Raw data:

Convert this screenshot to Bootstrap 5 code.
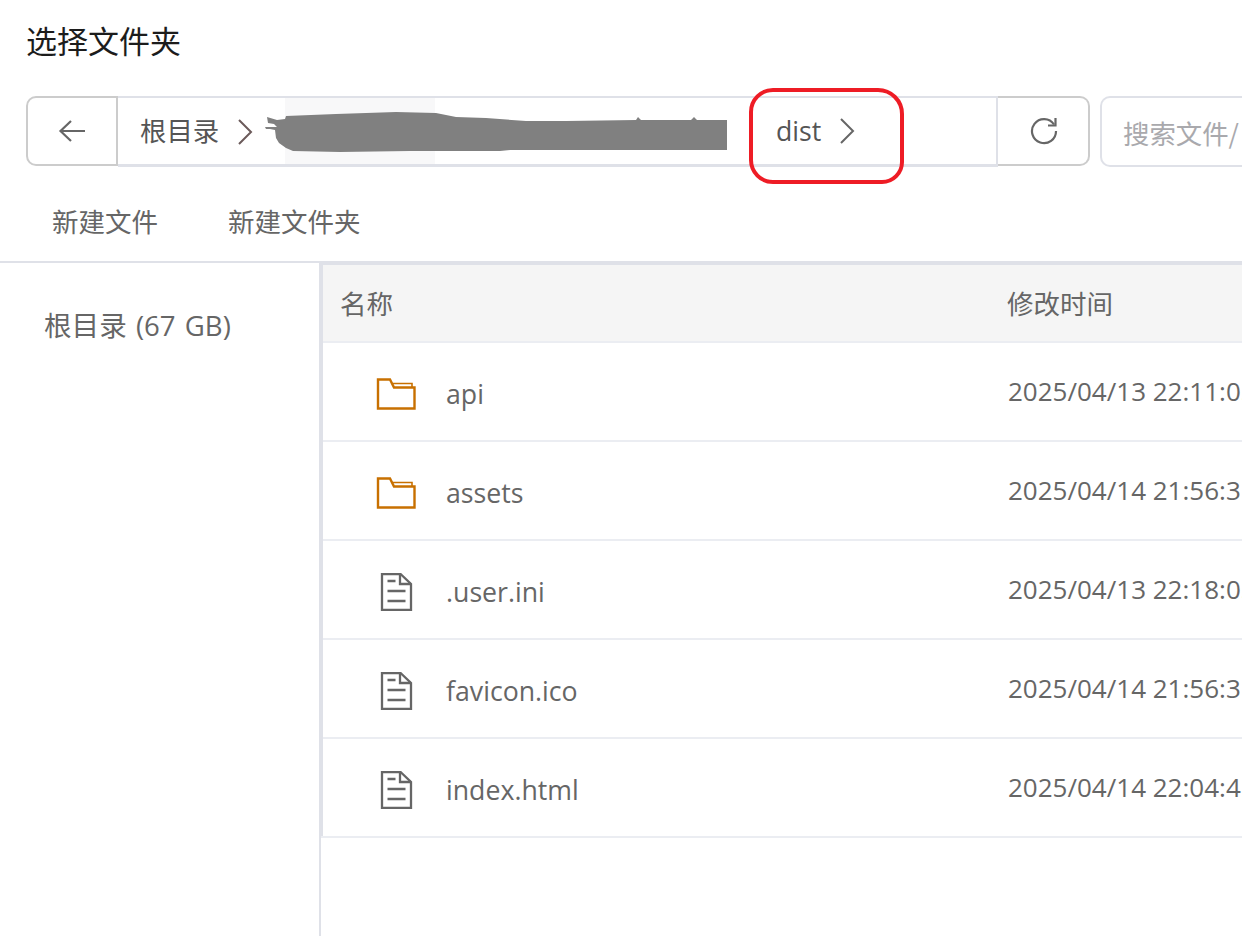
<!DOCTYPE html>
<html lang="zh-CN">
<head>
<meta charset="utf-8">
<title>选择文件夹</title>
<link href="https://cdn.jsdelivr.net/npm/bootstrap@5.3.0/dist/css/bootstrap.min.css" rel="stylesheet">
<style>
html,body{margin:0;height:936px;overflow:hidden;background:#fff}
body{font-family:"Open Sans","Noto Sans CJK SC",sans-serif;color:#666;font-size:26px;line-height:1.2;width:1242px;position:relative}
.dlg-title{height:96px;padding:20px 0 0 26px;font-size:31px;line-height:40px;color:#1c1c1c;font-family:"Noto Sans CJK SC",sans-serif}
.path-row{height:71px;padding-left:26px}
.back-btn,.reload-btn{width:92px;height:70px;border:2px solid #ccc;background:#fff;display:flex;align-items:center;justify-content:center;flex:none}
.back-btn{border-radius:10px 0 0 10px}
.reload-btn{border-radius:0 10px 10px 0;border-left:0;padding-left:2px}
.crumbs{width:880px;height:71px;flex:none;border:solid #dfe1e8;border-width:2px 2px 3px 0;padding-left:22px;position:relative;background:#fff;color:#555;font-size:26.4px}
.crumb-name{white-space:nowrap}
.crumb-dist{position:absolute;left:658px;top:17px;display:flex;align-items:center;gap:18px;line-height:32px;font-size:26.7px}
.crumb-root{gap:18px;position:relative;padding-top:2px}
.fade-box{position:absolute;left:167px;top:0;width:150px;height:66px;background:#f8f8f9}
.search-box{margin-left:10px;flex:1;height:71px;border:2px solid #dfe1e8;border-right:0;border-radius:10px 0 0 10px;padding:19px 0 0 21px;color:#a9a9ad;white-space:nowrap;overflow:hidden;font-family:"Noto Sans CJK SC",sans-serif;font-size:26.4px}
.tool-row{height:96px;padding-left:26px;border-bottom:2px solid #dfe1e8;gap:70px;align-items:center}
.tool-item{padding-left:26px;font-size:26.5px;font-family:"Noto Sans CJK SC",sans-serif;color:#666;line-height:36px;margin-top:14px;white-space:nowrap}
.tool-item + .tool-item{padding-left:0}
.main-area{height:673px}
.side-pane{width:321px;flex:none;padding:44px 0 0 44px;font-size:27.6px;word-spacing:2px;line-height:36px;color:#666;white-space:nowrap;border-right:2px solid #dfe1e8}
.list-pane{flex:1;position:relative;min-width:0}
.list-pane::before{content:"";position:absolute;left:0;top:0;height:573px;width:2px;background:#dfe1e8}
.head-row{height:80px;background:#f5f5f5;border-top:2px solid #dfe1e8;border-bottom:2px solid #ebedf2;align-items:center;padding-top:4px;font-size:26.5px}
.cell-name{width:687px;flex:none;display:flex;align-items:center}
.cell-time{white-space:nowrap;color:#666;font-size:26px}
.head-row .cell-name{padding-left:19px}
.head-row .cell-time{font-size:26.5px;margin-left:-1px}
.file-row{height:99px;border-bottom:2px solid #ebedf2;align-items:center;overflow:hidden}
.file-row .cell-name{padding-left:55px;padding-top:4px;font-size:26.7px}
.file-row .cell-name span{padding-top:2px;margin-left:-1px}
.ico-box{width:40px;height:38px;flex:none;margin-right:31px;display:flex;align-items:center}
.red-mark{position:absolute;left:749px;top:88px;width:155px;height:96px;border:4px solid #ee1c25;border-radius:24px 26px 22px 24px;pointer-events:none}
.smear{position:absolute;left:260px;top:110px;pointer-events:none}
</style>
</head>
<body>
<div class="dlg-title">选择文件夹</div>

<div class="path-row d-flex">
  <div class="back-btn">
    <svg width="28" height="24" viewBox="0 0 28 24" fill="none" stroke="#666" stroke-width="2.2"><path d="M13 2 2.500 12 13 22M2.500 12H27"/></svg>
  </div>
  <div class="crumbs d-flex align-items-center">
    <div class="fade-box"></div>
    <div class="crumb-root d-flex align-items-center">
      <span class="crumb-name">根目录</span>
      <svg width="16" height="26" viewBox="0 0 16 26" fill="none" stroke="#6b5a5a" stroke-width="2"><path d="M2 1l12 12L2 25"/></svg>
    </div>
    <div class="crumb-dist">
      <span class="crumb-name">dist</span>
      <svg width="16" height="26" viewBox="0 0 16 26" fill="none" stroke="#666" stroke-width="2"><path d="M2 1l12 12L2 25"/></svg>
    </div>
  </div>
  <div class="reload-btn">
    <svg width="28" height="28" viewBox="0 0 28 28" fill="none" stroke="#666" stroke-width="2.2"><path d="M24 7.500A12 12 0 1 0 26 14"/><path d="M25.500 1v7.500H18"/></svg>
  </div>
  <div class="search-box">搜索文件/目录</div>
</div>

<div class="tool-row d-flex">
  <div class="tool-item">新建文件</div>
  <div class="tool-item">新建文件夹</div>
</div>

<div class="main-area d-flex">
  <div class="side-pane">根目录 (67 GB)</div>
  <div class="list-pane">
    <div class="head-row d-flex">
      <div class="cell-name">名称</div>
      <div class="cell-time">修改时间</div>
    </div>
    <div class="file-row d-flex">
      <div class="cell-name">
        <div class="ico-box"><svg width="40" height="32" viewBox="0 0 40 32" fill="none" stroke="#c87000" stroke-width="2.400"><path d="M2 1.500h12l4 8h20.500v21H2z"/><path stroke-width="1.600" d="M16.500 5.500h19.500v4"/></svg></div>
        <span>api</span>
      </div>
      <div class="cell-time">2025/04/13 22:11:05</div>
    </div>
    <div class="file-row d-flex">
      <div class="cell-name">
        <div class="ico-box"><svg width="40" height="32" viewBox="0 0 40 32" fill="none" stroke="#c87000" stroke-width="2.400"><path d="M2 1.500h12l4 8h20.500v21H2z"/><path stroke-width="1.600" d="M16.500 5.500h19.500v4"/></svg></div>
        <span>assets</span>
      </div>
      <div class="cell-time">2025/04/14 21:56:31</div>
    </div>
    <div class="file-row d-flex">
      <div class="cell-name">
        <div class="ico-box"><svg width="40" height="38" viewBox="0 0 40 38" fill="none" stroke="#666" stroke-width="2.300"><path d="M6 1h18.500L35 11v26H6z"/><path d="M24 1v10h11M11.500 8h8M11.500 18h18M11.500 28h18"/></svg></div>
        <span>.user.ini</span>
      </div>
      <div class="cell-time">2025/04/13 22:18:05</div>
    </div>
    <div class="file-row d-flex">
      <div class="cell-name">
        <div class="ico-box"><svg width="40" height="38" viewBox="0 0 40 38" fill="none" stroke="#666" stroke-width="2.300"><path d="M6 1h18.500L35 11v26H6z"/><path d="M24 1v10h11M11.500 8h8M11.500 18h18M11.500 28h18"/></svg></div>
        <span>favicon.ico</span>
      </div>
      <div class="cell-time">2025/04/14 21:56:31</div>
    </div>
    <div class="file-row d-flex">
      <div class="cell-name">
        <div class="ico-box"><svg width="40" height="38" viewBox="0 0 40 38" fill="none" stroke="#666" stroke-width="2.300"><path d="M6 1h18.500L35 11v26H6z"/><path d="M24 1v10h11M11.500 8h8M11.500 18h18M11.500 28h18"/></svg></div>
        <span>index.html</span>
      </div>
      <div class="cell-time">2025/04/14 22:04:41</div>
    </div>
  </div>
</div>

<svg class="smear" width="470" height="44" viewBox="260 110 470 44"><path fill="#808080" d="M267 117l10 3 8-1 1-3 50-2 60-2 40 1 20 4 30 1 40 3 40 0 70-1 2-3 3 3 50 0 3-3 3 3 30-0V150H560l-50 0-10 1-90 0-70 1-47-1-7-3-7-5-3-5-1-8-5-1h-4l-1-2h12l-3-3-6-1z"/></svg>
<div class="red-mark"></div>
</body>
</html>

What to do: Repeat the material above in full and exactly, omitting the pictures.

Complete answer:
Convert this screenshot to Bootstrap 5 code.
<!DOCTYPE html>
<html lang="zh-CN">
<head>
<meta charset="utf-8">
<title>选择文件夹</title>
<link href="https://cdn.jsdelivr.net/npm/bootstrap@5.3.0/dist/css/bootstrap.min.css" rel="stylesheet">
<style>
html,body{margin:0;height:936px;overflow:hidden;background:#fff}
body{font-family:"Open Sans","Noto Sans CJK SC",sans-serif;color:#666;font-size:26px;line-height:1.2;width:1242px;position:relative}
.dlg-title{height:96px;padding:20px 0 0 26px;font-size:31px;line-height:40px;color:#1c1c1c;font-family:"Noto Sans CJK SC",sans-serif}
.path-row{height:71px;padding-left:26px}
.back-btn,.reload-btn{width:92px;height:70px;border:2px solid #ccc;background:#fff;display:flex;align-items:center;justify-content:center;flex:none}
.back-btn{border-radius:10px 0 0 10px}
.reload-btn{border-radius:0 10px 10px 0;border-left:0;padding-left:2px}
.crumbs{width:880px;height:71px;flex:none;border:solid #dfe1e8;border-width:2px 2px 3px 0;padding-left:22px;position:relative;background:#fff;color:#555;font-size:26.4px}
.crumb-name{white-space:nowrap}
.crumb-dist{position:absolute;left:658px;top:17px;display:flex;align-items:center;gap:18px;line-height:32px;font-size:26.7px}
.crumb-root{gap:18px;position:relative;padding-top:2px}
.fade-box{position:absolute;left:167px;top:0;width:150px;height:66px;background:#f8f8f9}
.search-box{margin-left:10px;flex:1;height:71px;border:2px solid #dfe1e8;border-right:0;border-radius:10px 0 0 10px;padding:19px 0 0 21px;color:#a9a9ad;white-space:nowrap;overflow:hidden;font-family:"Noto Sans CJK SC",sans-serif;font-size:26.4px}
.tool-row{height:96px;padding-left:26px;border-bottom:2px solid #dfe1e8;gap:70px;align-items:center}
.tool-item{padding-left:26px;font-size:26.5px;font-family:"Noto Sans CJK SC",sans-serif;color:#666;line-height:36px;margin-top:14px;white-space:nowrap}
.tool-item + .tool-item{padding-left:0}
.main-area{height:673px}
.side-pane{width:321px;flex:none;padding:44px 0 0 44px;font-size:27.6px;word-spacing:2px;line-height:36px;color:#666;white-space:nowrap;border-right:2px solid #dfe1e8}
.list-pane{flex:1;position:relative;min-width:0}
.list-pane::before{content:"";position:absolute;left:0;top:0;height:573px;width:2px;background:#dfe1e8}
.head-row{height:80px;background:#f5f5f5;border-top:2px solid #dfe1e8;border-bottom:2px solid #ebedf2;align-items:center;padding-top:4px;font-size:26.5px}
.cell-name{width:687px;flex:none;display:flex;align-items:center}
.cell-time{white-space:nowrap;color:#666;font-size:26px}
.head-row .cell-name{padding-left:19px}
.head-row .cell-time{font-size:26.5px;margin-left:-1px}
.file-row{height:99px;border-bottom:2px solid #ebedf2;align-items:center;overflow:hidden}
.file-row .cell-name{padding-left:55px;padding-top:4px;font-size:26.7px}
.file-row .cell-name span{padding-top:2px;margin-left:-1px}
.ico-box{width:40px;height:38px;flex:none;margin-right:31px;display:flex;align-items:center}
.red-mark{position:absolute;left:749px;top:88px;width:155px;height:96px;border:4px solid #ee1c25;border-radius:24px 26px 22px 24px;pointer-events:none}
.smear{position:absolute;left:260px;top:110px;pointer-events:none}
</style>
</head>
<body>
<div class="dlg-title">选择文件夹</div>

<div class="path-row d-flex">
  <div class="back-btn">
    <svg width="28" height="24" viewBox="0 0 28 24" fill="none" stroke="#666" stroke-width="2.2"><path d="M13 2 2.500 12 13 22M2.500 12H27"/></svg>
  </div>
  <div class="crumbs d-flex align-items-center">
    <div class="fade-box"></div>
    <div class="crumb-root d-flex align-items-center">
      <span class="crumb-name">根目录</span>
      <svg width="16" height="26" viewBox="0 0 16 26" fill="none" stroke="#6b5a5a" stroke-width="2"><path d="M2 1l12 12L2 25"/></svg>
    </div>
    <div class="crumb-dist">
      <span class="crumb-name">dist</span>
      <svg width="16" height="26" viewBox="0 0 16 26" fill="none" stroke="#666" stroke-width="2"><path d="M2 1l12 12L2 25"/></svg>
    </div>
  </div>
  <div class="reload-btn">
    <svg width="28" height="28" viewBox="0 0 28 28" fill="none" stroke="#666" stroke-width="2.2"><path d="M24 7.500A12 12 0 1 0 26 14"/><path d="M25.500 1v7.500H18"/></svg>
  </div>
  <div class="search-box">搜索文件/目录</div>
</div>

<div class="tool-row d-flex">
  <div class="tool-item">新建文件</div>
  <div class="tool-item">新建文件夹</div>
</div>

<div class="main-area d-flex">
  <div class="side-pane">根目录 (67 GB)</div>
  <div class="list-pane">
    <div class="head-row d-flex">
      <div class="cell-name">名称</div>
      <div class="cell-time">修改时间</div>
    </div>
    <div class="file-row d-flex">
      <div class="cell-name">
        <div class="ico-box"><svg width="40" height="32" viewBox="0 0 40 32" fill="none" stroke="#c87000" stroke-width="2.400"><path d="M2 1.500h12l4 8h20.500v21H2z"/><path stroke-width="1.600" d="M16.500 5.500h19.500v4"/></svg></div>
        <span>api</span>
      </div>
      <div class="cell-time">2025/04/13 22:11:05</div>
    </div>
    <div class="file-row d-flex">
      <div class="cell-name">
        <div class="ico-box"><svg width="40" height="32" viewBox="0 0 40 32" fill="none" stroke="#c87000" stroke-width="2.400"><path d="M2 1.500h12l4 8h20.500v21H2z"/><path stroke-width="1.600" d="M16.500 5.500h19.500v4"/></svg></div>
        <span>assets</span>
      </div>
      <div class="cell-time">2025/04/14 21:56:31</div>
    </div>
    <div class="file-row d-flex">
      <div class="cell-name">
        <div class="ico-box"><svg width="40" height="38" viewBox="0 0 40 38" fill="none" stroke="#666" stroke-width="2.300"><path d="M6 1h18.500L35 11v26H6z"/><path d="M24 1v10h11M11.500 8h8M11.500 18h18M11.500 28h18"/></svg></div>
        <span>.user.ini</span>
      </div>
      <div class="cell-time">2025/04/13 22:18:05</div>
    </div>
    <div class="file-row d-flex">
      <div class="cell-name">
        <div class="ico-box"><svg width="40" height="38" viewBox="0 0 40 38" fill="none" stroke="#666" stroke-width="2.300"><path d="M6 1h18.500L35 11v26H6z"/><path d="M24 1v10h11M11.500 8h8M11.500 18h18M11.500 28h18"/></svg></div>
        <span>favicon.ico</span>
      </div>
      <div class="cell-time">2025/04/14 21:56:31</div>
    </div>
    <div class="file-row d-flex">
      <div class="cell-name">
        <div class="ico-box"><svg width="40" height="38" viewBox="0 0 40 38" fill="none" stroke="#666" stroke-width="2.300"><path d="M6 1h18.500L35 11v26H6z"/><path d="M24 1v10h11M11.500 8h8M11.500 18h18M11.500 28h18"/></svg></div>
        <span>index.html</span>
      </div>
      <div class="cell-time">2025/04/14 22:04:41</div>
    </div>
  </div>
</div>

<svg class="smear" width="470" height="44" viewBox="260 110 470 44"><path fill="#808080" d="M267 117l10 3 8-1 1-3 50-2 60-2 40 1 20 4 30 1 40 3 40 0 70-1 2-3 3 3 50 0 3-3 3 3 30-0V150H560l-50 0-10 1-90 0-70 1-47-1-7-3-7-5-3-5-1-8-5-1h-4l-1-2h12l-3-3-6-1z"/></svg>
<div class="red-mark"></div>
</body>
</html>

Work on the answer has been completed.